As I drive to visit my brother, I think hard on Galatians 2, freeing my head from my selfish desires for the first time in far too long. I try to reason out what it means, these life feeding verses, and how it is no longer I who live. Sun above me sharply glints against crisply reddened leaves. The sky spreads its arms wide to embrace my adventure. How is it no longer I who live, but Christ Who lives in me? My sins weigh heavily on me, even as I turn my glad face to the day.
Some people seem born to a holiness beyond what I will ever know this side of eternity. I have to slaughter myself daily in order to live in any semblance of holy. Would that I had cut off both hands and feet and ears and eyes and tongue...my mind would still corrupt and boil within me. Yet I have been crucified with Christ.
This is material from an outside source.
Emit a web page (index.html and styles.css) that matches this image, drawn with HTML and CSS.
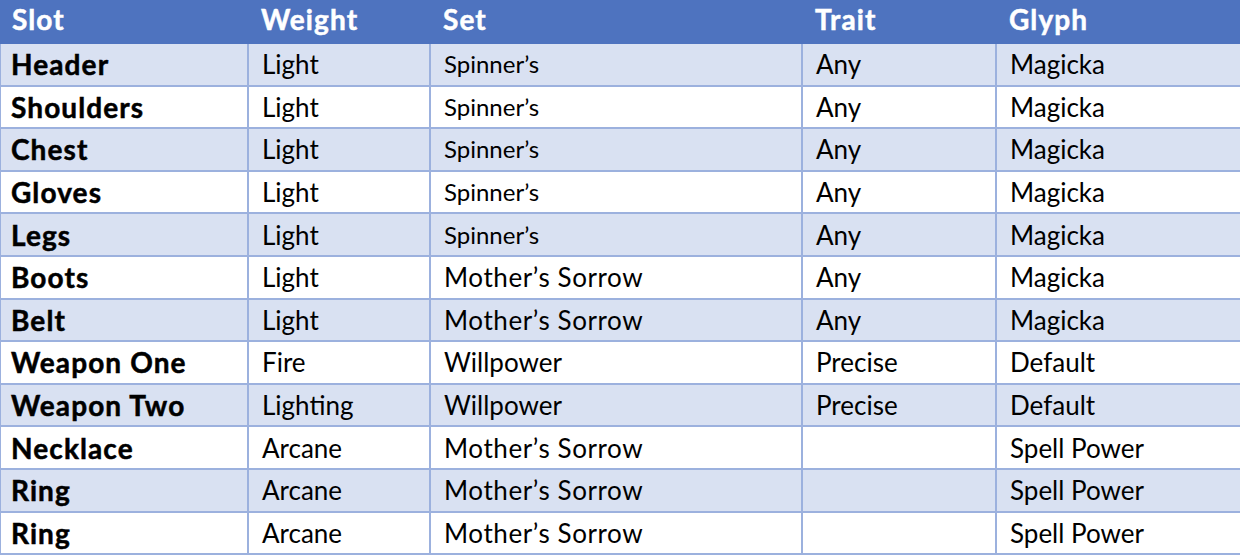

I want to deserve the immensity given to me. To pay back somehow for some small portion of this blessedness. I try harder, always trying harder, always more prone to fall harder. I refuse to meet God's eye, angry with myself for falling? Or is it anger with Him for letting me fall? I demand my own perfection sullenly, thinking that surely this time I have done enough wrong for many lives. No more, please. Take this dish back to the kitchen. It is underdone and wicked. The plate refuses to hold it. My testimony is already padded thickly. I have been given much, and surely God will require much, but I have nothing to show. Paul claims that he is chief among sinners, but he and I will fight for the title, and I am confident in my own success.
I live by faith because I have nothing else to offer. My belief must be counted as righteousness, for I am small. By law shall no flesh be justified. Dare I say that Christ's death was in vain? I must live by faith in the Son of God, who loved me and gave Himself for me. This is the life I now live in the flesh.
Hills of rock and purple fringed bushes fly past me. I am still as worlds pass by, this trip by daylight, splashed across a brief word in my history. My smallness is surrounded.
Some people seem born into holiness, but I know my flesh, born into depravity. How much has been forgiven me. Joy rises out of this smallness. God made flesh. Immensity cloistered in human womb (Donne). My life drops from the faucet onto an ocean of saints who whisper softly from pages breathed of Sovereignty. "Endure for the joy set before you." In the presence of God alone is fullness of joy. Sin pushes me to my knees, to His presence, to His joy.
Oh, and doesn't joy fill my cup, my broken vessel, my humble clay.
It is raining now. It will not stop until I reach my destination, but Christ is in it. He is here in the rain. Every drop fallen onto my windshield is a new wave of Grace.